◆ Task to carry out ◆
In the copy, include every entry exactly but none of the images.

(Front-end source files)
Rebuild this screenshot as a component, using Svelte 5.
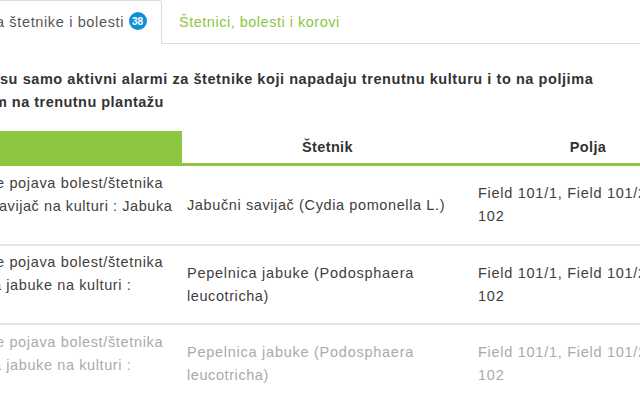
<script lang="ts">
	type Line = { text: string; tracking: number; shift?: number };
	type Alarm = { message: Line[]; pest: Line[]; fields: Line[]; muted?: boolean };

	const fields: Line[] = [
		{ text: 'Field 101/1, Field 101/2,', tracking: 0.72 },
		{ text: '102', tracking: 0.8 }
	];

	const scab: Alarm = {
		message: [
			{ text: 'e pojava bolest/štetnika', tracking: 0.65, shift: -4 },
			{ text: 'a jabuke na kulturi :', tracking: 0.6, shift: -7 }
		],
		pest: [
			{ text: 'Pepelnica jabuke (Podosphaera', tracking: 0.74 },
			{ text: 'leucotricha)', tracking: 0.58 }
		],
		fields
	};

	const alarms: Alarm[] = [
		{
			message: [
				{ text: 'e pojava bolest/štetnika', tracking: 0.65, shift: -4 },
				{ text: 'avijač na kulturi : Jabuka', tracking: 0.56, shift: -1 }
			],
			pest: [{ text: 'Jabučni savijač (Cydia pomonella L.)', tracking: 0.61 }],
			fields
		},
		scab,
		{ ...scab, muted: true }
	];
</script>

{#snippet lines(items: Line[])}
	{#each items as line}
		<div style="letter-spacing: {line.tracking}px; margin-left: {line.shift ?? 0}px">{line.text}</div>
	{/each}
{/snippet}

<main class="page">
	<nav class="tabs">
		<div class="tab active">
			<span class="label">a štetnike i bolesti</span>
			<span class="badge">38</span>
		</div>
		<div class="tab"><span class="link">Štetnici, bolesti i korovi</span></div>
	</nav>

	<div class="notice">
		<div>su samo aktivni alarmi za štetnike koji napadaju trenutnu kulturu i to na poljima</div>
		<div class="second">m na trenutnu plantažu</div>
	</div>

	<div class="table">
		<div class="row head">
			<div class="sorted"></div>
			<div class="title">Štetnik</div>
			<div class="title">Polja</div>
		</div>
		{#each alarms as alarm}
			<div class="row" class:muted={alarm.muted}>
				<div class="message">{@render lines(alarm.message)}</div>
				<div class="middle">{@render lines(alarm.pest)}</div>
				<div class="middle">{@render lines(alarm.fields)}</div>
			</div>
		{/each}
	</div>
</main>

<style>
	:global(body) {
		background: #fff;
		overflow: hidden;
	}
	.page {
		width: 640px;
		height: 400px;
		overflow: hidden;
		color: #404040;
		font: 14.5px/23px 'Liberation Sans', Arial, sans-serif;
		white-space: nowrap;
	}
	.tabs {
		display: flex;
		height: 44px;
	}
	.tab {
		box-sizing: border-box;
		flex: 1;
		height: 44px;
		padding: 11px 0 0 17px;
		border-bottom: 1px solid #dcdcdc;
		letter-spacing: 0.51px;
	}
	.tab.active {
		display: flex;
		flex: none;
		width: 162px;
		padding: 10px 0 0;
		border: 1px solid #dcdcdc;
		border-width: 1px 1px 0 0;
		border-radius: 0 4px 0 0;
		letter-spacing: 0.64px;
	}
	.active .label {
		width: 128px;
		margin-left: -4px;
		color: #555;
	}
	.link {
		color: #8dc63f;
	}
	.badge {
		width: 18px;
		height: 18px;
		margin: 1px 0 0 4.5px;
		border-radius: 50%;
		background: #0d8fd3;
		color: #fff;
		font-size: 10px;
		font-weight: bold;
		line-height: 19px;
		letter-spacing: 0;
		text-align: center;
	}
	.notice {
		height: 63px;
		padding-top: 24px;
		color: #333;
		font-weight: bold;
		letter-spacing: 0.56px;
	}
	.second {
		margin-left: -6px;
		letter-spacing: 0.47px;
	}
	.row {
		box-sizing: border-box;
		display: grid;
		grid-template-columns: 182px 291px 230px;
		height: 79.5px;
		border-bottom: 2px solid #e5e5e5;
	}
	.row.head {
		height: 35px;
		border-bottom: 3px solid #8dc63f;
		color: #333;
	}
	.sorted {
		background: #8dc63f;
	}
	.title {
		font-size: 14.5px;
		font-weight: bold;
		line-height: 33px;
		letter-spacing: 0.35px;
		text-align: center;
	}
	.message {
		padding-top: 5.9px;
	}
	.middle {
		display: flex;
		flex-direction: column;
		justify-content: center;
		padding: 0.6px 5px 0;
	}
	.row.muted {
		border-bottom: 0;
		color: #aaa;
	}
	.muted .middle {
		padding-bottom: 1.5px;
	}
</style>
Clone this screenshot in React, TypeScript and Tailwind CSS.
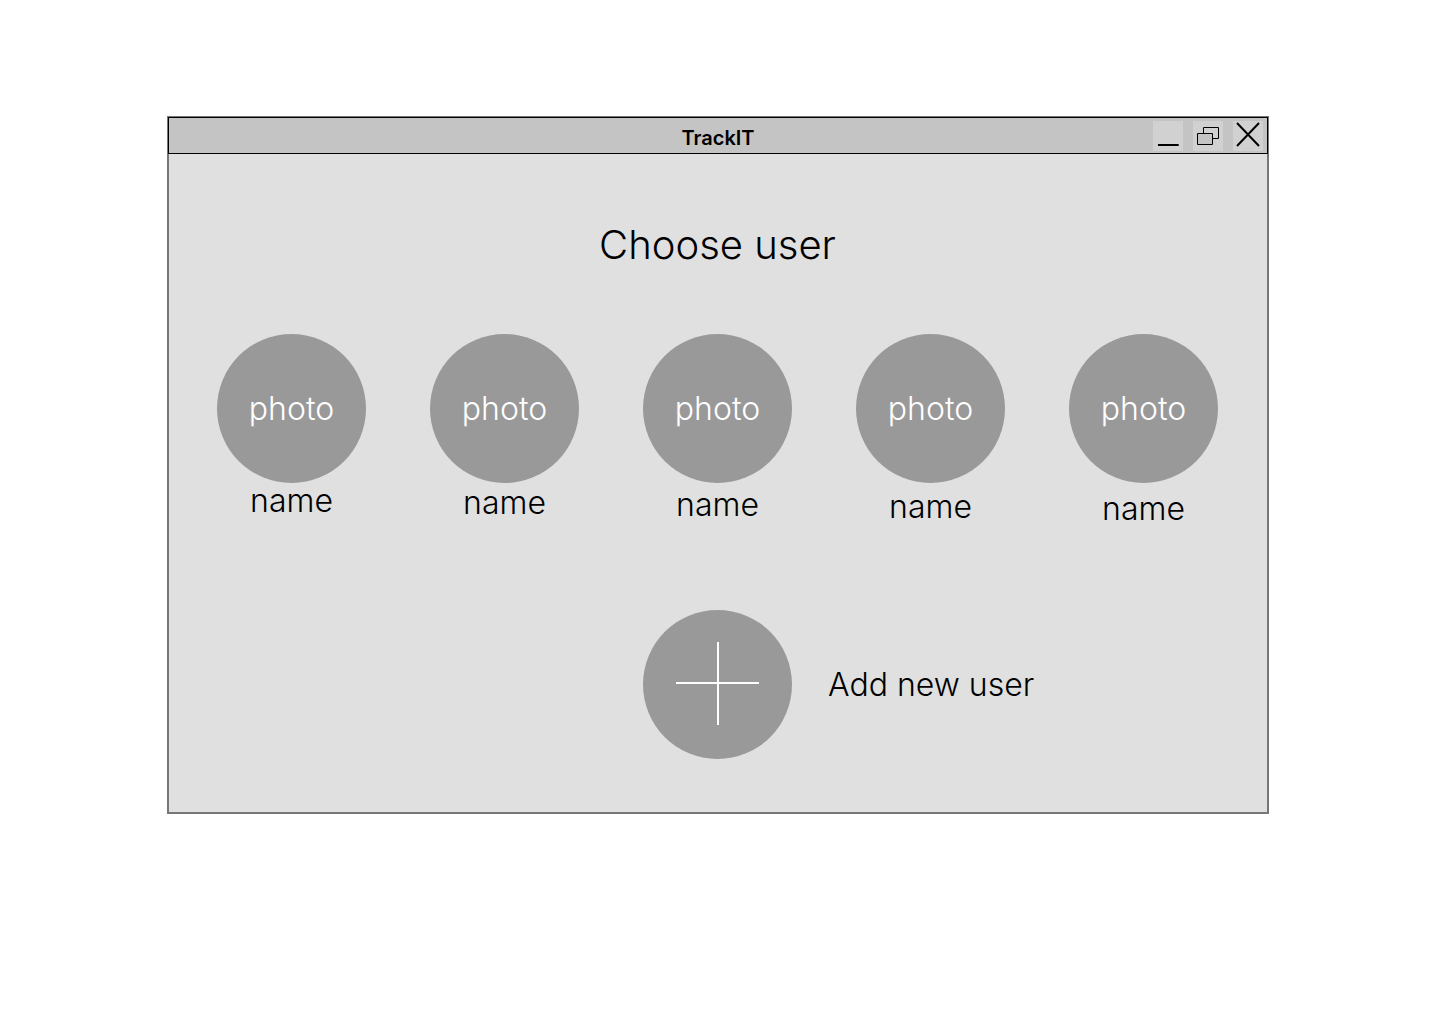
const users = [
  { id: 1, pad: 'pt-0' },
  { id: 2, pad: 'pt-0.5' },
  { id: 3, pad: 'pt-1' },
  { id: 4, pad: 'pt-1.5' },
  { id: 5, pad: 'pt-2' },
];

function TitleBar() {
  return (
    <header className="-mx-px -mt-px grid grid-cols-[1fr_auto_1fr] items-center border border-black bg-[#c4c4c4]">
      <h1 className="col-start-2 pt-[5px] text-xl leading-[30px] font-semibold">TrackIT</h1>
      <div className="flex gap-[10px] justify-self-end pr-1">
        <button type="button" aria-label="Minimize" className="size-[30px] bg-[#d1d1d1]">
          <svg viewBox="0 0 30 30" className="size-full" fill="none" stroke="black">
            <path d="M5 24H25.7" strokeWidth="2" />
          </svg>
        </button>
        <button type="button" aria-label="Restore" className="size-[30px] bg-[#d1d1d1]">
          <svg viewBox="0 0 30 30" className="size-full" stroke="black">
            <path fill="#d1d1d1" d="M10.5 6.5H25.5V17.5H10.5Z" />
            <path fill="#c4c4c4" d="M4.5 12.5H19.5V23.5H4.5Z" />
          </svg>
        </button>
        <button type="button" aria-label="Close" className="size-[30px] bg-[#d1d1d1]">
          <svg viewBox="0 0 30 30" className="size-full" fill="none" stroke="black" strokeWidth="2">
            <path d="M4 2L26 25M26 2L4 25" />
          </svg>
        </button>
      </div>
    </header>
  );
}

export default function App() {
  return (
    <div className="min-h-screen bg-white pt-[116px] pr-[171px] pb-16 pl-[167px] font-['Inter',sans-serif] font-light text-black">
      <main className="border-2 border-[#777777] bg-[#e0e0e0]">
        <TitleBar />
        <div className="pt-[67px] pr-[49px] pb-[53px] pl-12">
          <h2 className="text-center text-[40px] leading-12">Choose user</h2>
          <ul className="mt-[65px] flex justify-between">
            {users.map((user) => (
              <li key={user.id}>
                <button type="button" className="flex flex-col items-center">
                  <span className="flex size-[149px] items-center justify-center rounded-full bg-[#999999] text-[32px] text-white">
                    photo
                  </span>
                  <span className={`text-[32px] leading-9 ${user.pad}`}>name</span>
                </button>
              </li>
            ))}
          </ul>
          <div className="mt-[83px] grid grid-cols-[1fr_149px_1fr]">
            <button type="button" className="col-span-2 col-start-2 flex items-center gap-9 justify-self-start">
              <span className="flex size-[149px] items-center justify-center rounded-full bg-[#999999]">
                <svg viewBox="0 0 149 149" className="size-full" fill="none" stroke="white" strokeWidth="2">
                  <path d="M33 73H116M75 32V115" />
                </svg>
              </span>
              <span className="text-[32px]">Add new user</span>
            </button>
          </div>
        </div>
      </main>
    </div>
  );
}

◆ Output below ◆
Rebuild this screenshot as a component, using Svelte 5.
<script lang="ts">
	type Line = { text: string; tracking: number; shift?: number };
	type Alarm = { message: Line[]; pest: Line[]; fields: Line[]; muted?: boolean };

	const fields: Line[] = [
		{ text: 'Field 101/1, Field 101/2,', tracking: 0.72 },
		{ text: '102', tracking: 0.8 }
	];

	const scab: Alarm = {
		message: [
			{ text: 'e pojava bolest/štetnika', tracking: 0.65, shift: -4 },
			{ text: 'a jabuke na kulturi :', tracking: 0.6, shift: -7 }
		],
		pest: [
			{ text: 'Pepelnica jabuke (Podosphaera', tracking: 0.74 },
			{ text: 'leucotricha)', tracking: 0.58 }
		],
		fields
	};

	const alarms: Alarm[] = [
		{
			message: [
				{ text: 'e pojava bolest/štetnika', tracking: 0.65, shift: -4 },
				{ text: 'avijač na kulturi : Jabuka', tracking: 0.56, shift: -1 }
			],
			pest: [{ text: 'Jabučni savijač (Cydia pomonella L.)', tracking: 0.61 }],
			fields
		},
		scab,
		{ ...scab, muted: true }
	];
</script>

{#snippet lines(items: Line[])}
	{#each items as line}
		<div style="letter-spacing: {line.tracking}px; margin-left: {line.shift ?? 0}px">{line.text}</div>
	{/each}
{/snippet}

<main class="page">
	<nav class="tabs">
		<div class="tab active">
			<span class="label">a štetnike i bolesti</span>
			<span class="badge">38</span>
		</div>
		<div class="tab"><span class="link">Štetnici, bolesti i korovi</span></div>
	</nav>

	<div class="notice">
		<div>su samo aktivni alarmi za štetnike koji napadaju trenutnu kulturu i to na poljima</div>
		<div class="second">m na trenutnu plantažu</div>
	</div>

	<div class="table">
		<div class="row head">
			<div class="sorted"></div>
			<div class="title">Štetnik</div>
			<div class="title">Polja</div>
		</div>
		{#each alarms as alarm}
			<div class="row" class:muted={alarm.muted}>
				<div class="message">{@render lines(alarm.message)}</div>
				<div class="middle">{@render lines(alarm.pest)}</div>
				<div class="middle">{@render lines(alarm.fields)}</div>
			</div>
		{/each}
	</div>
</main>

<style>
	:global(body) {
		background: #fff;
		overflow: hidden;
	}
	.page {
		width: 640px;
		height: 400px;
		overflow: hidden;
		color: #404040;
		font: 14.5px/23px 'Liberation Sans', Arial, sans-serif;
		white-space: nowrap;
	}
	.tabs {
		display: flex;
		height: 44px;
	}
	.tab {
		box-sizing: border-box;
		flex: 1;
		height: 44px;
		padding: 11px 0 0 17px;
		border-bottom: 1px solid #dcdcdc;
		letter-spacing: 0.51px;
	}
	.tab.active {
		display: flex;
		flex: none;
		width: 162px;
		padding: 10px 0 0;
		border: 1px solid #dcdcdc;
		border-width: 1px 1px 0 0;
		border-radius: 0 4px 0 0;
		letter-spacing: 0.64px;
	}
	.active .label {
		width: 128px;
		margin-left: -4px;
		color: #555;
	}
	.link {
		color: #8dc63f;
	}
	.badge {
		width: 18px;
		height: 18px;
		margin: 1px 0 0 4.5px;
		border-radius: 50%;
		background: #0d8fd3;
		color: #fff;
		font-size: 10px;
		font-weight: bold;
		line-height: 19px;
		letter-spacing: 0;
		text-align: center;
	}
	.notice {
		height: 63px;
		padding-top: 24px;
		color: #333;
		font-weight: bold;
		letter-spacing: 0.56px;
	}
	.second {
		margin-left: -6px;
		letter-spacing: 0.47px;
	}
	.row {
		box-sizing: border-box;
		display: grid;
		grid-template-columns: 182px 291px 230px;
		height: 79.5px;
		border-bottom: 2px solid #e5e5e5;
	}
	.row.head {
		height: 35px;
		border-bottom: 3px solid #8dc63f;
		color: #333;
	}
	.sorted {
		background: #8dc63f;
	}
	.title {
		font-size: 14.5px;
		font-weight: bold;
		line-height: 33px;
		letter-spacing: 0.35px;
		text-align: center;
	}
	.message {
		padding-top: 5.9px;
	}
	.middle {
		display: flex;
		flex-direction: column;
		justify-content: center;
		padding: 0.6px 5px 0;
	}
	.row.muted {
		border-bottom: 0;
		color: #aaa;
	}
	.muted .middle {
		padding-bottom: 1.5px;
	}
</style>
Clone this screenshot in React, TypeScript and Tailwind CSS.
const users = [
  { id: 1, pad: 'pt-0' },
  { id: 2, pad: 'pt-0.5' },
  { id: 3, pad: 'pt-1' },
  { id: 4, pad: 'pt-1.5' },
  { id: 5, pad: 'pt-2' },
];

function TitleBar() {
  return (
    <header className="-mx-px -mt-px grid grid-cols-[1fr_auto_1fr] items-center border border-black bg-[#c4c4c4]">
      <h1 className="col-start-2 pt-[5px] text-xl leading-[30px] font-semibold">TrackIT</h1>
      <div className="flex gap-[10px] justify-self-end pr-1">
        <button type="button" aria-label="Minimize" className="size-[30px] bg-[#d1d1d1]">
          <svg viewBox="0 0 30 30" className="size-full" fill="none" stroke="black">
            <path d="M5 24H25.7" strokeWidth="2" />
          </svg>
        </button>
        <button type="button" aria-label="Restore" className="size-[30px] bg-[#d1d1d1]">
          <svg viewBox="0 0 30 30" className="size-full" stroke="black">
            <path fill="#d1d1d1" d="M10.5 6.5H25.5V17.5H10.5Z" />
            <path fill="#c4c4c4" d="M4.5 12.5H19.5V23.5H4.5Z" />
          </svg>
        </button>
        <button type="button" aria-label="Close" className="size-[30px] bg-[#d1d1d1]">
          <svg viewBox="0 0 30 30" className="size-full" fill="none" stroke="black" strokeWidth="2">
            <path d="M4 2L26 25M26 2L4 25" />
          </svg>
        </button>
      </div>
    </header>
  );
}

export default function App() {
  return (
    <div className="min-h-screen bg-white pt-[116px] pr-[171px] pb-16 pl-[167px] font-['Inter',sans-serif] font-light text-black">
      <main className="border-2 border-[#777777] bg-[#e0e0e0]">
        <TitleBar />
        <div className="pt-[67px] pr-[49px] pb-[53px] pl-12">
          <h2 className="text-center text-[40px] leading-12">Choose user</h2>
          <ul className="mt-[65px] flex justify-between">
            {users.map((user) => (
              <li key={user.id}>
                <button type="button" className="flex flex-col items-center">
                  <span className="flex size-[149px] items-center justify-center rounded-full bg-[#999999] text-[32px] text-white">
                    photo
                  </span>
                  <span className={`text-[32px] leading-9 ${user.pad}`}>name</span>
                </button>
              </li>
            ))}
          </ul>
          <div className="mt-[83px] grid grid-cols-[1fr_149px_1fr]">
            <button type="button" className="col-span-2 col-start-2 flex items-center gap-9 justify-self-start">
              <span className="flex size-[149px] items-center justify-center rounded-full bg-[#999999]">
                <svg viewBox="0 0 149 149" className="size-full" fill="none" stroke="white" strokeWidth="2">
                  <path d="M33 73H116M75 32V115" />
                </svg>
              </span>
              <span className="text-[32px]">Add new user</span>
            </button>
          </div>
        </div>
      </main>
    </div>
  );
}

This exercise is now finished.